Хайдеггер, последний величайший философ, по рангу сопоставимый, а то и превосходящий Гегеля и Ницше, мыслил уже о времени после завершения процесса "завершения истории". Он будет актуален только через 300 лет, когда закончится вся эта вакханалия реальностей и иллюзий, когда человечество проживет не только виртуальный, симуляционный век, но и исчерпает все их последствия.
Когда "реальности", "кандидата" и "вещи" нет, или, точнее, то, что есть - просто ресурс или "пустое место", которое мы творчески нагружаем всем, чем хотим (так в эпоху, когда "Бог умер", мы помещаем на него и оккультизм, и Будду, и Аллаха, и Аум Синрикё и говорим, мол, "неважно как называться", "все религии правы"), то наша рекламная деятельность не зависит от того, что нам придется рекламировать. Наша реклама в ваших товарах не нуждается! Это и есть технология, которая по определению абсолютна (отрешена) от ситуации, от того, к чему применяется. У всякого рекламного агентства есть в запасе десяток идей, которые применяются к любому продукту, который просят промотировать. У всякого политконсультанта есть в запасе набор имиджей, в которые он одевает любого приведенного к нему политика. И эти одежды и идеи существуют заранее, и никто даже не думает проверять их на совпадение с оригиналом. Этот оригинал никого не интересует. Оригинал умер (говорят постмодернисты). Или в самом деле, рекламисты, выступающие за мораль, изучают в начале каждый товар на предмет его "объективных" качеств? Они же говорят, что им совесть не позволяет делать большую дистанцию между реальностью и имиджем. Ну неужели они провели все опыты и исследования? Неужели они спокойны за каждый рубль клиента, и знают что он заработан честно, с него уплачены все налоги?

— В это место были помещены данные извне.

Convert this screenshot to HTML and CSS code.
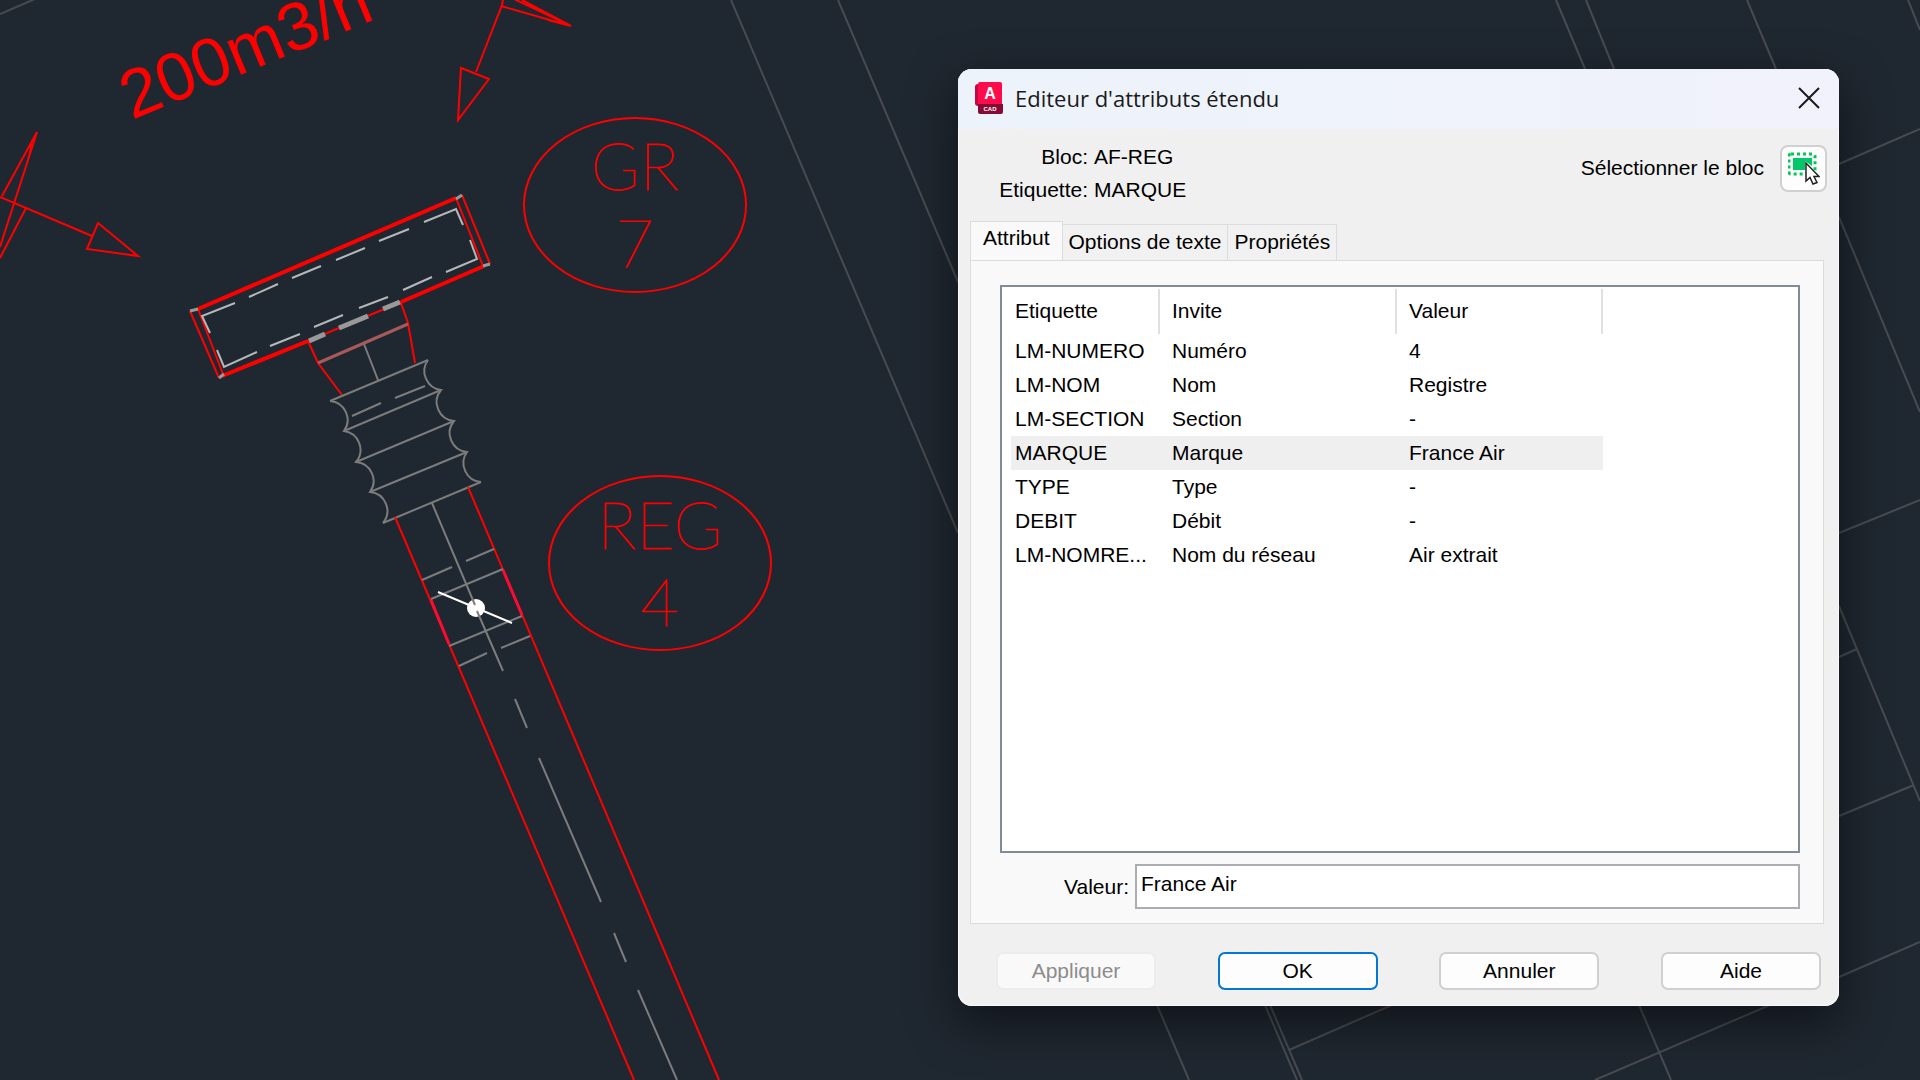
FILE: index.html
```html
<!DOCTYPE html>
<html lang="fr">
<head>
	<meta charset="UTF-8">
	<title>Editeur d'attributs étendu</title>
	<link rel="stylesheet" href="styles.css">
</head>
<body>
<svg class="drawing" viewBox="0 0 1920 1080" preserveAspectRatio="xMinYMin slice">
	<!-- background plan -->
	<g class="plan">
		<path d="M0 14L35 -1M731 0L958 533M838 0L958 282M1556 0L1585 69M1586 0L1614 69M1747 0L1776 69M1908 0L1920 30"/>
		<path d="M1839 164L1920 129M1839 217L1920 412M1839 533L1920 500M1839 606L1920 801M1839 657L1857 649M1839 816L1914 785M1839 977L1920 942"/>
		<path d="M1157 1005L1189 1080M1265 1005L1297 1080M1270 1005L1302 1080M1392 1005L1289 1050M1639 1005L1671 1080M1770 1005L1595 1080"/>
	</g>

	<!-- air flow arrows -->
	<g class="red">
		<path d="M0 197L92 236M98 223L138 256L87 249ZM2 196L37 132L0 247M32 144L28 160M26 208L0 258"/>
		<path d="M503 0L502 5L476 72M461 68L489 79L458 120ZM501 6L571 26L514 -1M571 26L522 0M571 26L548 20"/>
	</g>
	<text class="flow" transform="translate(132 120) rotate(-22.5)">200m3/h</text>

	<!-- grille -->
	<g class="red">
		<path d="M190 311L219 378M198 309L223 374M462 195L490 264M456 198L483 266M308 341L401 302"/>
		<path class="thick" d="M198 309L456 198M222 376L308 341M401 302L484 266"/>
		<path d="M308 341L318 363L342 395M401 303L408 323L415 363"/>
	</g>
	<path class="corner" d="M190 311L198 309M456 199L462 195M483 266L490 264M219 378L224 374"/>
	<path class="dash" d="M210 333L202 316L235 303M249 297L278 284M292 278L321 266M336 260L365 248M379 241L409 229M424 222L456 209L463 225"/>
	<path class="dash" d="M217 350L224 367L257 352M270 346L300 334M314 327L343 315M359 308L388 297M403 290L432 277M446 272L477 259L470 240"/>
	<path class="joint" d="M309 341L325 334M339 328L368 316M383 309L400 302"/>
	<path class="collar" d="M318 363L408 324"/>

	<!-- flexible duct -->
	<g class="grey">
		<path d="M364 344L378 380M330 401L428 360M344 431L441 390M356 462L454 421M370 492L467 452M383 523L481 482"/>
		<path d="M330 401A19 19 0 0 1 344 431A19 19 0 0 1 356 462A19 19 0 0 1 370 492A19 19 0 0 1 383 523"/>
		<path d="M428 360A19 19 0 0 0 441 390A19 19 0 0 0 454 421A19 19 0 0 0 467 452A19 19 0 0 0 481 482"/>
		<path d="M352 416L381 403M395 398L425 386"/>
	</g>

	<!-- rigid duct and damper -->
	<path class="red" d="M395 517L634 1080M468 487L719 1080"/>
	<path class="damper-side" d="M431 600L449 644M503 570L522 615"/>
	<g class="grey">
		<path d="M422 580L452 567M466 561L494 549M431 599L503 569M449 646L522 616M459 666L487 653M501 648L530 636"/>
	</g>
	<path class="blade" d="M438 592L512 623"/>
	<circle class="axle" cx="476" cy="608" r="9"/>
	<path class="grey" d="M432 503L475 605M477 611L503 671M515 699L527 728M539 758L601 902M614 933L626 962M638 990L677 1080"/>

	<!-- tags -->
	<g class="red">
		<ellipse cx="635" cy="205" rx="111" ry="87"/>
		<ellipse cx="660" cy="563" rx="111" ry="87"/>
	</g>
	<g class="tag">
		<text x="635" y="190">GR</text>
		<text x="635" y="267">7</text>
		<text x="660" y="549">REG</text>
		<text x="660" y="626">4</text>
	</g>
</svg>

<form class="dialog" onsubmit="return false">
	<header class="titlebar">
		<svg class="app-icon" width="28" height="32" viewBox="0 0 28 32">
			<rect x="0" y="2" width="20" height="22" rx="3" fill="#c4093c"/>
			<rect x="3" y="0" width="24" height="28" rx="2" fill="#ff0a4b"/>
			<path d="M3 22H28V30a2 2 0 0 1-2 2H5a2 2 0 0 1-2-2Z" fill="#860a33"/>
			<text class="app-letter" x="15" y="17">A</text>
			<text class="app-name" x="15" y="29">CAD</text>
		</svg>
		<h1>Editeur d'attributs étendu</h1>
		<button type="button" class="close" aria-label="Fermer">
			<svg width="22" height="22" viewBox="0 0 22 22"><path d="M1 1L21 21M21 1L1 21"/></svg>
		</button>
	</header>

	<section class="block-info">
		<dl>
			<dt>Bloc:</dt><dd>AF-REG</dd>
			<dt>Etiquette:</dt><dd>MARQUE</dd>
		</dl>
		<label for="pick">Sélectionner le bloc</label>
		<button type="button" class="pick" id="pick">
			<svg width="32" height="34" viewBox="0 0 32 34">
				<rect x="1" y="2" width="26" height="20" rx="2" fill="none" stroke="#00c853" stroke-width="3" stroke-dasharray="3 3"/>
				<path d="M5 6H24V14L17 9V18H5Z" fill="#00c86a"/>
				<path d="M18 11V29L22 25.500L25 32L29 30.500L26 24.500H31Z" fill="#fff" stroke="#222" stroke-width="1.500"/>
			</svg>
		</button>
	</section>

	<nav class="tabs">
		<button type="button" class="on">Attribut</button>
		<button type="button">Options de texte</button>
		<button type="button">Propriétés</button>
	</nav>

	<section class="panel">
		<div class="list">
			<table>
				<thead>
					<tr><th>Etiquette</th><th>Invite</th><th>Valeur</th></tr>
				</thead>
				<tbody>
					<tr><td>LM-NUMERO</td><td>Numéro</td><td>4</td></tr>
					<tr><td>LM-NOM</td><td>Nom</td><td>Registre</td></tr>
					<tr><td>LM-SECTION</td><td>Section</td><td>-</td></tr>
					<tr class="selected"><td>MARQUE</td><td>Marque</td><td>France Air</td></tr>
					<tr><td>TYPE</td><td>Type</td><td>-</td></tr>
					<tr><td>DEBIT</td><td>Débit</td><td>-</td></tr>
					<tr><td>LM-NOMRE...</td><td>Nom du réseau</td><td>Air extrait</td></tr>
				</tbody>
			</table>
		</div>
		<div class="field">
			<label for="value">Valeur:</label>
			<input type="text" id="value" value="France Air">
		</div>
	</section>

	<footer class="actions">
		<button type="button" disabled>Appliquer</button>
		<button type="submit" class="default">OK</button>
		<button type="button">Annuler</button>
		<button type="button">Aide</button>
	</footer>
</form>
</body>
</html>
```
FILE: styles.css
```css
* {
    box-sizing: border-box;
    margin: 0;
    padding: 0;
}

body {
    height: 100vh;
    overflow: hidden;
    background: #1f2730;
    font-family: "Liberation Sans", Arial, sans-serif;
    font-size: 21px;
    color: #000;
}

button, input {
    font: inherit;
    color: inherit;
}

/* drawing */
.drawing {
    display: block;
    width: 100%;
    height: 100%;
    fill: none;
    stroke-width: 2;
}

.plan {
    stroke: #484c50;
}

.red {
    stroke: #f00;
}

.thick {
    stroke-width: 4;
}

.grey {
    stroke: #7c7c7c;
}

.dash {
    stroke: #b4b8ba;
}

.corner {
    stroke: #999;
    stroke-width: 3;
}

.joint {
    stroke: #999;
    stroke-width: 5;
}

.collar {
    stroke: #a85a5a;
    stroke-width: 3;
}

.damper-side {
    stroke: #ff0a30;
    stroke-width: 3;
}

.blade {
    stroke: #fff;
}

.axle {
    fill: #fff;
}

.flow {
    fill: #f00;
    font-size: 68px;
}

.tag {
    fill: #f00;
    stroke: #f00;
    stroke-width: 1;
    font-family: Lato, sans-serif;
    font-size: 66px;
    font-weight: 100;
    text-anchor: middle;
}

/* dialog window */
.dialog {
    position: absolute;
    top: 69px;
    right: 81px;
    bottom: 74px;
    left: 958px;
    display: flex;
    flex-direction: column;
    border-radius: 14px;
    background: #f0f0f0;
    box-shadow: inset 0 0 0 1px #fafafa, 0 16px 48px rgba(0, 0, 0, .5);
    overflow: hidden;
}

.titlebar {
    display: flex;
    align-items: center;
    gap: 12px;
    height: 60px;
    padding: 0 15px 2px 17px;
    background: linear-gradient(90deg, #edf3fa, #f1f2fb);
}

.titlebar h1 {
    flex: 1;
    font-family: "Open Sans", "Noto Sans", sans-serif;
    font-size: 22px;
    font-weight: 400;
    color: #1a1a1a;
}

.app-letter, .app-name {
    fill: #fff;
    font-weight: bold;
    text-anchor: middle;
}

.app-letter {
    font-size: 16px;
}

.app-name {
    font-size: 6px;
}

.close {
    display: flex;
    padding: 4px;
    border: 0;
    background: none;
}

.close svg {
    stroke: #1a1a1a;
    stroke-width: 2;
}

.block-info {
    display: flex;
    align-items: flex-start;
    height: 92px;
    padding: 11px 12px 0;
    line-height: 33px;
}

.block-info dl {
    flex: 1;
    display: grid;
    grid-template-columns: 118px 1fr;
    column-gap: 6px;
}

.block-info dt {
    text-align: right;
}

.block-info label {
    margin-right: 16px;
    padding-top: 11px;
}

.pick {
    display: flex;
    align-items: center;
    justify-content: center;
    width: 47px;
    height: 47px;
    margin-top: 5px;
    border: 2px solid #d0d0d0;
    border-radius: 8px;
    background: #fdfdfd;
}

.tabs {
    display: flex;
    align-items: flex-end;
    height: 40px;
    margin: 0 12px -1px;
}

.tabs button {
    height: 37px;
    padding: 0 6px 2px;
    border: 1px solid #dcdcdc;
    border-left: 0;
    background: #f1f1f1;
    line-height: 32px;
}

.tabs .on {
    height: 40px;
    padding: 0 12px 8px;
    border-left: 1px solid #dcdcdc;
    border-bottom: 0;
    background: #f9f9f9;
}

.panel {
    flex: 1;
    display: flex;
    flex-direction: column;
    gap: 11px;
    margin: 0 15px 0 12px;
    padding: 24px 23px 14px 29px;
    border: 1px solid #dcdcdc;
    background: #f9f9f9;
}

.list {
    flex: 1;
    padding-left: 9px;
    border: 2px solid #828b96;
    background: #fff;
    overflow: hidden;
}

.list table {
    width: 592px;
    table-layout: fixed;
    border-collapse: collapse;
}

.list th {
    height: 47px;
    padding-left: 12px;
    background: linear-gradient(#e0e0e0, #e0e0e0) right bottom / 2px 45px no-repeat;
    font-weight: 400;
    text-align: left;
}

.list th:nth-child(1) {
    width: 149px;
    padding-left: 4px;
}

.list th:nth-child(2) {
    width: 237px;
}

.list td {
    height: 34px;
    padding-left: 12px;
    line-height: 34px;
    white-space: nowrap;
}

.list td:first-child {
    padding-left: 4px;
}

.selected {
    background: #efefef;
}

.field {
    display: flex;
    align-items: center;
}

.field label {
    width: 135px;
    padding-right: 6px;
    text-align: right;
}

.field input {
    flex: 1;
    height: 45px;
    padding: 0 4px 6px;
    border: 2px solid #abadb3;
    background: #fff;
}

.actions {
    display: flex;
    justify-content: space-between;
    padding: 28px 18px 16px 38px;
}

.actions button {
    width: 160px;
    height: 38px;
    border: 2px solid #d0d0d0;
    border-radius: 7px;
    background: #fdfdfd;
    line-height: 32px;
}

.actions .default {
    border-color: #0078d4;
}

.actions button:disabled {
    border-color: #ececec;
    background: #f9f9f9;
    color: #8c8c8c;
}
```
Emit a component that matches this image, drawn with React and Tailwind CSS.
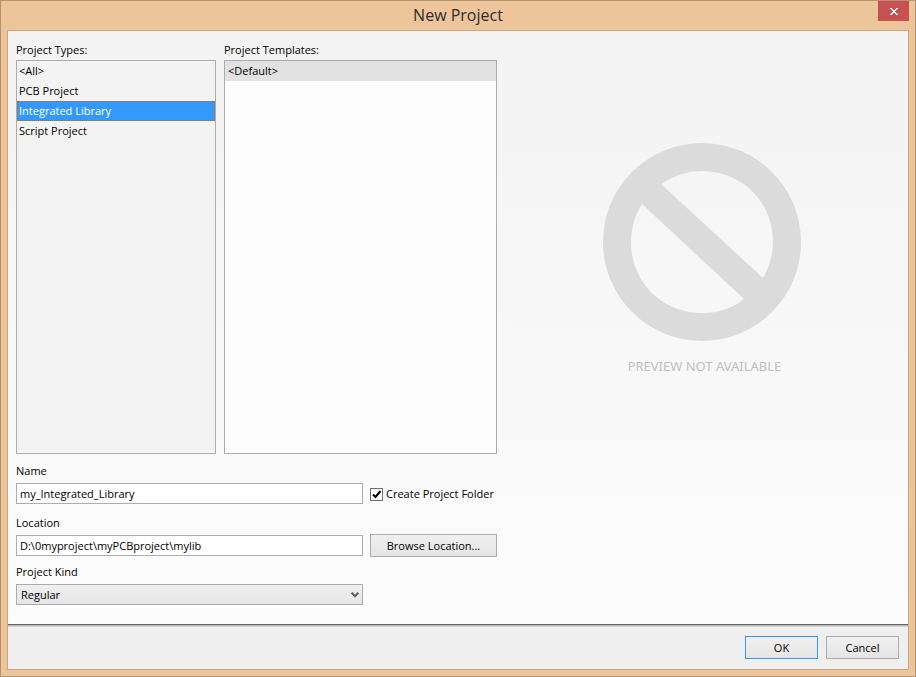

На самом деле, скажу по секрету, не стоит и разбираться со всеми этими многочисленными реальностями. В современном мире, мире имиджей, есть единственная реальность – воля . Поэтому за всеми лозунгами всех партий стоит воля сомкнутых рядов, идущих к победе. За всеми имиджами товаров стоит воля к прибыли.
Насколько воля близка к имиджу и программам? Я вижу прямо-таки "космическое" расстояние между "реальностью воли" и ее имиджами.
Почему я все вижу так, а вы по-другому? А еще кто-то по-третьему и по-десятому? И кто из нас прав? И чья совесть должна быть признана более привилегированной? Чья совесть "объективнее"?
Нет понятия "объективная совесть". Каждый решает сам. Значит, нет и объективного критерия "чистой" и "грязной" рекламы, а потому нельзя непредвзято судить о том, "каково расстояние". Совесть вообще формальная вещь, она состоит в переживании чистого согласия с собой. Но у каждого своя "самость" и значит разное согласие. Разная совесть. Поэтому нет ничего более зыбкого, чем совесть. Нет ничего более ненадежного, чем апелляции к ней. Самая непрочная моралистика держится на апелляции к совести. И если вам хочется быть моралистом, найдите другой, более прочный фундамент. Ибо даже воры и убийцы ссылаются на "совесть". И считают бессовестным весь мир. 90% сидящих в колониях, уверены, что их посадили несправедливо. Их совесть спокойна. И если вы сторонник того, что "совесть - последний судья", то вы сторонник самого жуткого беспредела. Я не видел более совестливых людей, чем отпетые рецидивисты. Я не видел больших морализаторов, чем они.
И, напротив, почти все "интеллигентные" люди (которые по понятиям этих жуликов являются "гнилыми") - большие "подлецы". Всем интересным людям случалось лицемерить, и изворачиваться, и предавать. В противном случае, они не были тем, кто есть - неординарными личностями, а были бы "хорошим парнем и больше ничего".
Личность, самость всегда постигает себя из своих (а не чужих) возможностей. И осуществляет выбор. Но выбор одной возможности - это всегда не-выбор другой. И этот не-выбор составляет вину, груз прошлого, который несет на себе самость. И чем из более серьезных возможностей человек выбирает (чем более он сам велик), тем больше вины он несет. Вася в магазине выбирает между "Pepsi" и "Coca" и думает, что в этом и есть радость выбора. А президент страны испытывает муки, потому что ему подчас приходиться решать: послать десятки тысяч на смерть, на войну или заключить унизительный мир, за который будут расплачиваться поколения. Что бы он ни выбрал - он будет виноват. Либо перед теми, либо перед другими. Не все готовы взять на себя груз такого рода выборов, поэтому не все - президенты и не все "великие".
Те, кто выдвигается в кандидаты - люди не обычные, не простые. Часто это те, кто прожил достаточно великую жизнь, среди них те, кто сейчас готов нести ответственность и выбирать, а также такие, кто просто дерзает. Все они из той же породы. И значит, у всех у них по определению есть "вина". Не виноват только тот, кто ничего не делает, не решает, не выбирает.